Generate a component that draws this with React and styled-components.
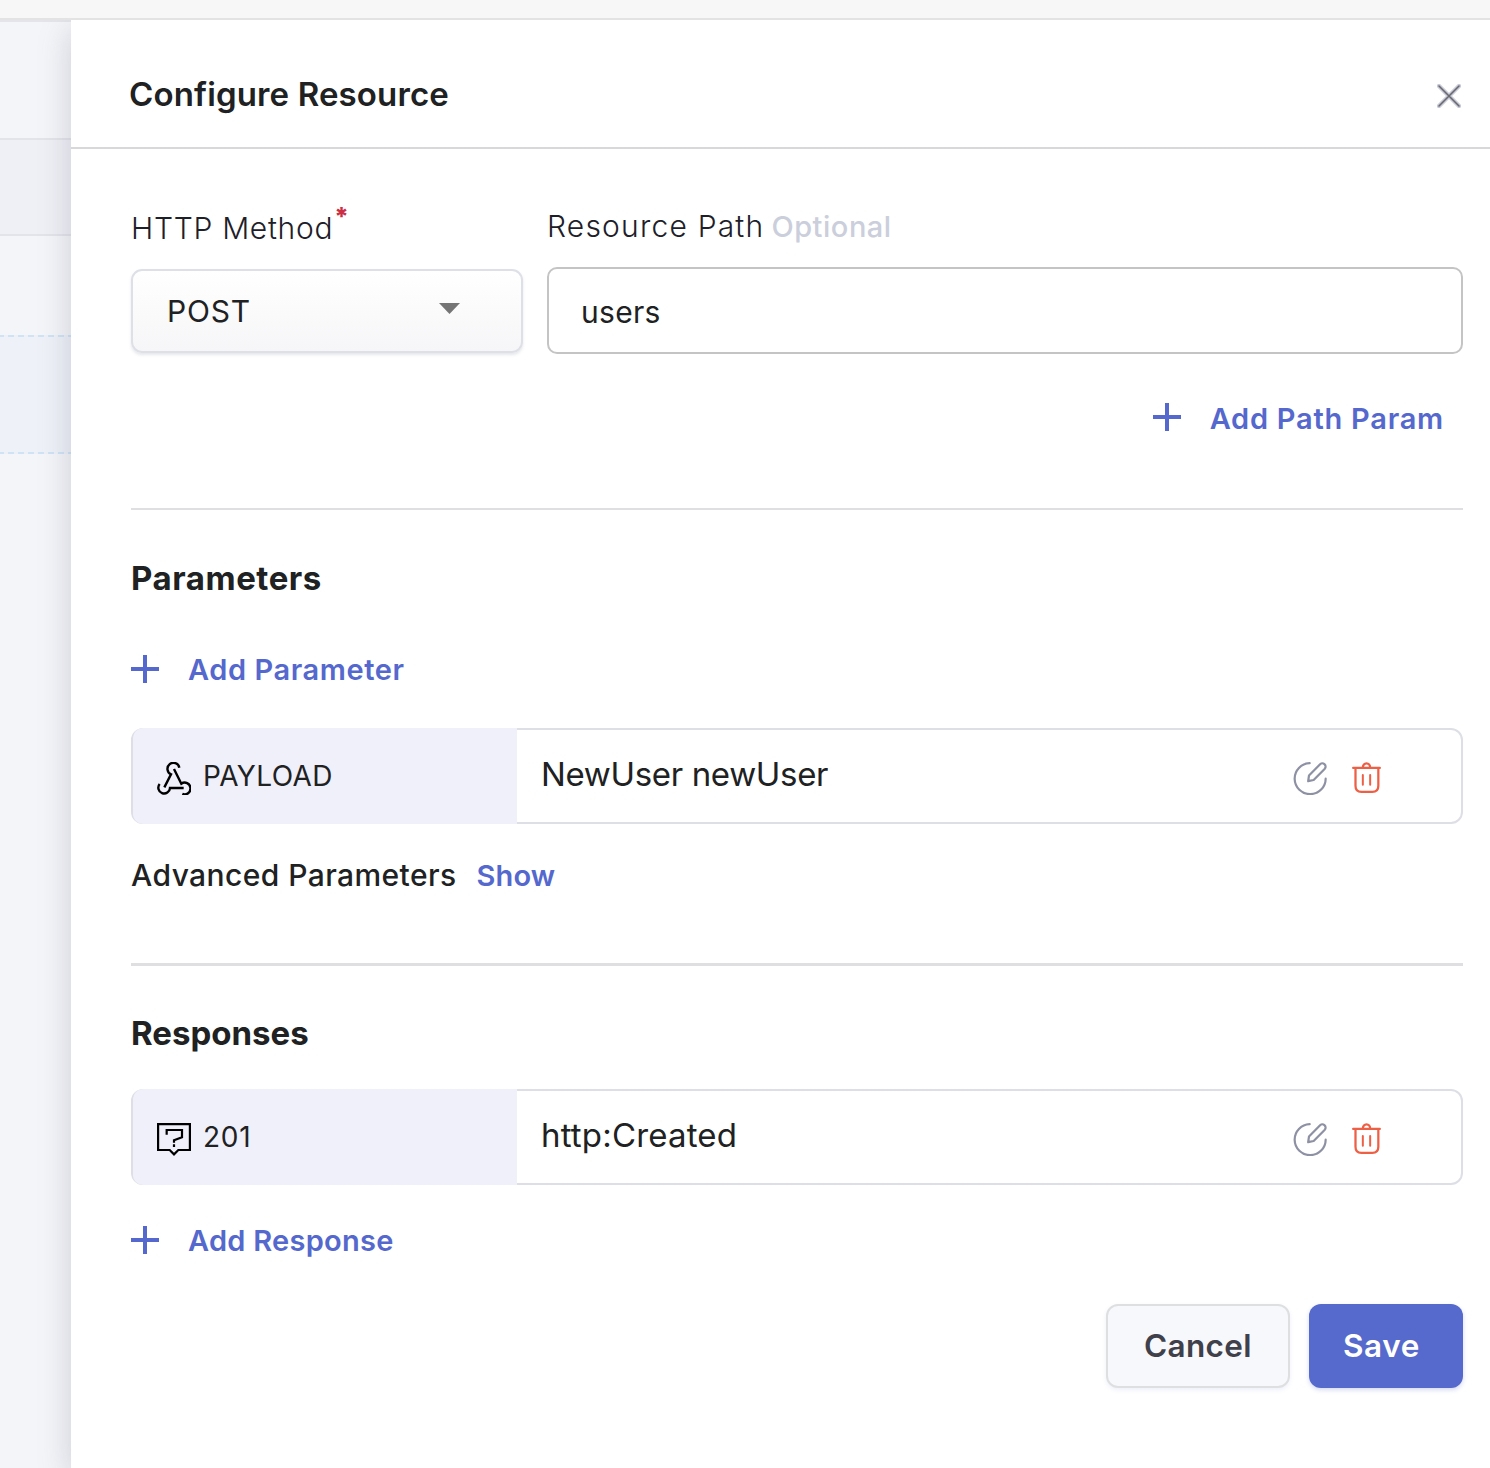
import React from "react";
import styled, { createGlobalStyle } from "styled-components";

const GlobalStyle = createGlobalStyle`
  *, *::before, *::after { box-sizing: border-box; }
  body {
    margin: 0;
    background: #fff;
    color: #202122;
    font-family: Inter, "Open Sans", "Liberation Sans", sans-serif;
  }
  button, input { font-family: inherit; }
`;

const Page = styled.div`
  display: flex;
  flex-direction: column;
  height: 1468px;
  overflow: hidden;
`;

const TopBar = styled.header`
  position: relative;
  z-index: 2;
  flex: none;
  height: 20px;
  background: #f7f7f7;
  border-bottom: 2px solid #e3e3e4;
`;

const Body = styled.div`
  display: flex;
  flex: 1;
  min-height: 0;
`;

const Backdrop = styled.aside`
  flex: none;
  width: 71px;
  background: #f4f5f8;
  border-top: 2px solid #e4e4ea;
`;

const BackdropRow = styled.div`
  height: ${(p) => p.$height}px;
  background: ${(p) => p.$fill || "transparent"};
`;

const SolidRow = styled(BackdropRow)`
  border-top: 2px solid #e3e4e9;
  border-bottom: 2px solid #e3e4e9;
`;

const DashedRule = styled.div`
  height: 2px;
  background: repeating-linear-gradient(90deg, #cfe3f5 0 6px, #edf1f7 6px 10px);
  background-position-x: -2px;
`;

const Panel = styled.main`
  position: relative;
  display: flex;
  flex-direction: column;
  flex: 1;
  background: #fff;
  box-shadow: 0 10px 30px rgba(102, 103, 133, 0.28);
`;

const PanelHeader = styled.div`
  display: flex;
  align-items: flex-start;
  justify-content: space-between;
  height: 129px;
  padding: 54px 29px 0 58px;
  border-bottom: 2px solid #d8d8da;
`;

const Title = styled.h1`
  margin: 0;
  font-size: 33px;
  font-weight: 600;
  line-height: 40px;
  letter-spacing: 0.14px;
`;

const IconButton = styled.button`
  display: flex;
  padding: 0;
  border: 0;
  background: none;
  cursor: pointer;
`;

const CloseButton = styled(IconButton)`
  margin-top: 10px;
`;

const Content = styled.div`
  display: flex;
  flex-direction: column;
  padding: 57px 27px 0 60px;
`;

const Fields = styled.div`
  display: grid;
  grid-template-columns: 392px 1fr;
  column-gap: 24px;
  align-items: start;
`;

const Field = styled.div`
  display: flex;
  flex-direction: column;
  gap: 21px;
  padding-top: ${(p) => p.$drop || 0}px;
`;

const FieldLabel = styled.label`
  display: flex;
  align-items: baseline;
  height: 40px;
  font-size: 30px;
  font-weight: 300;
  line-height: 40px;
  letter-spacing: ${(p) => p.$tracking}px;
  white-space: pre;
  color: #1d2028;
`;

const Required = styled.span`
  align-self: flex-start;
  margin: -12px 0 0 1px;
  font-size: 25px;
  font-weight: 800;
  letter-spacing: 0;
  color: #cb2e45;
`;

const OptionalTag = styled.span`
  margin-left: 7px;
  font-size: 29px;
  font-weight: 500;
  letter-spacing: 0.53px;
  color: #cbcedb;
`;

const Select = styled.button`
  display: flex;
  align-items: center;
  justify-content: space-between;
  height: 84px;
  padding: 0 61px 0 34px;
  border: 2px solid #dfe0e7;
  border-radius: 11px;
  background: linear-gradient(#fff, #f6f6f8);
  box-shadow: 0 2px 3px rgba(102, 103, 133, 0.16);
  color: inherit;
  font-size: 30px;
  letter-spacing: 0.8px;
`;

const Caret = styled.svg`
  margin-top: -5px;
`;

const Input = styled.input`
  width: 100%;
  height: 87px;
  padding: 3px 32px 0;
  border: 2px solid #c4c4c5;
  border-radius: 10px;
  background: #fff;
  color: inherit;
  font-size: 30px;
  letter-spacing: 0.3px;
  outline: none;
`;

const AddButton = styled.button`
  display: flex;
  align-items: center;
  align-self: ${(p) => (p.$end ? "flex-end" : "flex-start")};
  gap: 29px;
  height: 40px;
  margin: ${(p) => p.$margin};
  padding: 0;
  border: 0;
  background: none;
  color: #5568cd;
  font-size: 29px;
  font-weight: 600;
  line-height: 40px;
  letter-spacing: ${(p) => p.$tracking}px;
  cursor: pointer;
`;

const AddLabel = styled.span`
  padding-top: ${(p) => p.$drop || 1}px;
`;

const Divider = styled.hr`
  width: 100%;
  height: ${(p) => p.$weight}px;
  margin: 0;
  border: 0;
  background: #dfdfe1;
`;

const SectionTitle = styled.h2`
  margin: ${(p) => p.$margin};
  font-size: 33px;
  font-weight: 700;
  line-height: 40px;
  letter-spacing: ${(p) => p.$tracking}px;
`;

const Card = styled.div`
  display: flex;
  height: 96px;
  border: 2px solid #dedfe6;
  border-radius: 12px;
`;

const CardTag = styled.div`
  display: flex;
  align-items: center;
  gap: 12px;
  width: 384px;
  margin: -2px 0;
  padding-left: 24px;
  border-radius: 10px 0 0 10px;
  background: #f0f0fb;
  font-size: 28px;
  line-height: 40px;
  letter-spacing: ${(p) => p.$tracking}px;
`;

const TagIcon = styled.svg`
  flex: none;
  margin-top: 5px;
`;

const CardValue = styled.div`
  display: flex;
  align-items: center;
  flex: 1;
  padding: 0 0 4px 24px;
  font-size: 33px;
  line-height: 40px;
  letter-spacing: ${(p) => p.$tracking}px;
`;

const CardActions = styled.div`
  display: flex;
  align-items: flex-start;
  gap: 25px;
  padding: 32px 80px 0 0;
`;

const Advanced = styled.div`
  display: flex;
  align-items: baseline;
  gap: 20px;
  height: 40px;
  margin: 31px 0 68px;
  font-size: 30px;
  font-weight: 500;
  line-height: 40px;
  letter-spacing: 0.42px;
`;

const ShowLink = styled.a`
  color: #5568cd;
  font-size: 29px;
  font-weight: 600;
  letter-spacing: 0.1px;
`;

const Footer = styled.footer`
  display: flex;
  justify-content: flex-end;
  gap: 19px;
`;

const Button = styled.button`
  width: ${(p) => (p.$primary ? 154 : 184)}px;
  height: 84px;
  padding: 0 0 2px ${(p) => (p.$primary ? 34 : 36)}px;
  border: ${(p) => (p.$primary ? "0" : "2px solid #dedfe1")};
  border-radius: 12px;
  background: ${(p) => (p.$primary ? "#5669cc" : "#f7f8fc")};
  box-shadow: 0 2px 4px rgba(85, 104, 205, ${(p) => (p.$primary ? 0.25 : 0.1)});
  color: ${(p) => (p.$primary ? "#fff" : "#40404b")};
  font-size: 31.5px;
  font-weight: 600;
  text-align: left;
  letter-spacing: ${(p) => (p.$primary ? 0.6 : 0.35)}px;
  cursor: pointer;
`;

const CloseIcon = () => (
  <svg width="24" height="24" viewBox="0 0 24 24" fill="none" strokeLinecap="round">
    <path d="M2 2l20 20M22 2L2 22" stroke="#c8c9d8" strokeWidth="4.4" />
    <path d="M2 2l20 20M22 2L2 22" stroke="#68686e" strokeWidth="1.6" />
  </svg>
);

const PlusIcon = () => (
  <svg width="28" height="28" viewBox="0 0 28 28" fill="#5568cd">
    <path d="M12 0h4v12h12v4H16v12h-4V16H0v-4h12z" />
  </svg>
);

const WebhookIcon = () => (
  <TagIcon width="34" height="33" viewBox="0 0 102 99" fill="none" stroke="#000" strokeWidth="7.2">
    <path d="M67 17A18 18 0 1 0 42 37L22 76" />
    <path d="M51 21L73 65A17.5 17.5 0 1 1 76 95.5" />
    <path d="M8 66A17.5 17.5 0 1 0 39 78H80" />
  </TagIcon>
);

const QuestionIcon = () => (
  <TagIcon width="34" height="33" viewBox="0 0 102 99" fill="none" stroke="#000" strokeWidth="6.6">
    <path d="M3.3 3.3H98.700V81H64L51 94L38 81H3.300Z" />
    <path d="M29 35V21H75V43L51 52V59M51 64V72" />
  </TagIcon>
);

const EditIcon = () => (
  <svg width="34" height="33" viewBox="0 0 102 99" fill="none" stroke="#8d91a3" strokeWidth="6.6" strokeLinejoin="round" strokeLinecap="round">
    <path d="M50 3.300A46.500 46.500 0 1 0 98 50" />
    <path d="M45.500 57.500L48 40.500L80.500 7.500A9.300 9.300 0 0 1 95.500 20L62 54Z" />
  </svg>
);

const TrashIcon = () => (
  <svg width="29" height="31" viewBox="0 0 87 93" fill="none" stroke="#ee6045" strokeWidth="6.8" strokeLinecap="round">
    <path d="M3.500 17.800H83.500" />
    <path d="M32.500 17A11 13 0 0 1 54.500 17" />
    <path d="M10.500 19V71Q10.500 89.500 28 89.500H61Q79 89.500 79 71V19" />
    <path d="M32.500 39V68M54.500 39V68" strokeWidth="6" />
  </svg>
);

const AddAction = ({ children, drop, ...rest }) => (
  <AddButton {...rest}>
    <PlusIcon />
    <AddLabel $drop={drop}>{children}</AddLabel>
  </AddButton>
);

const Entry = ({ icon, tag, tagTracking, value, valueTracking }) => (
  <Card>
    <CardTag $tracking={tagTracking}>
      {icon}
      <span>{tag}</span>
    </CardTag>
    <CardValue $tracking={valueTracking}>{value}</CardValue>
    <CardActions>
      <IconButton aria-label="Edit"><EditIcon /></IconButton>
      <IconButton aria-label="Delete"><TrashIcon /></IconButton>
    </CardActions>
  </Card>
);

export default function App() {
  return (
    <>
      <GlobalStyle />
      <Page>
        <TopBar />
        <Body>
          <Backdrop>
            <BackdropRow $height={116} />
            <SolidRow $height={98} $fill="#eff0f5" />
            <BackdropRow $height={99} />
            <DashedRule />
            <BackdropRow $height={115} $fill="#eef1f7" />
            <DashedRule />
          </Backdrop>
          <Panel>
            <PanelHeader>
              <Title>Configure Resource</Title>
              <CloseButton aria-label="Close"><CloseIcon /></CloseButton>
            </PanelHeader>
            <Content>
              <Fields>
                <Field $drop={2}>
                  <FieldLabel $tracking={0.7}>
                    HTTP Method<Required>*</Required>
                  </FieldLabel>
                  <Select>
                    POST
                    <Caret width="21" height="11" viewBox="0 0 21 11" fill="#757575">
                      <path d="M0 0h21L10.500 11z" />
                    </Caret>
                  </Select>
                </Field>
                <Field>
                  <FieldLabel $tracking={1.2}>
                    Resource Path<OptionalTag>Optional</OptionalTag>
                  </FieldLabel>
                  <Input defaultValue="users" />
                </Field>
              </Fields>
              <AddAction $end $tracking={0.76} $margin="43px 19px 71px 0" drop={3}>
                Add Path Param
              </AddAction>
              <Divider $weight={2} />
              <SectionTitle $margin="48px 0 51px" $tracking={0.55}>Parameters</SectionTitle>
              <AddAction $tracking={0.58} $margin="0 0 39px">Add Parameter</AddAction>
              <Entry
                icon={<WebhookIcon />}
                tag="PAYLOAD"
                tagTracking={0.4}
                value="NewUser newUser"
                valueTracking={-0.34}
              />
              <Advanced>
                Advanced Parameters
                <ShowLink>Show</ShowLink>
              </Advanced>
              <Divider $weight={3} />
              <SectionTitle $margin="47px 0 36px" $tracking={0}>Responses</SectionTitle>
              <Entry
                icon={<QuestionIcon />}
                tag="201"
                tagTracking={0.7}
                value="http:Created"
                valueTracking={0.18}
              />
              <AddAction $tracking={0.28} $margin="35px 0 44px">Add Response</AddAction>
              <Footer>
                <Button>Cancel</Button>
                <Button $primary>Save</Button>
              </Footer>
            </Content>
          </Panel>
        </Body>
      </Page>
    </>
  );
}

- The problem
Wherever a line in the data above holds "React", copy that line.

- Full response
Generate a component that draws this with React and styled-components.
import React from "react";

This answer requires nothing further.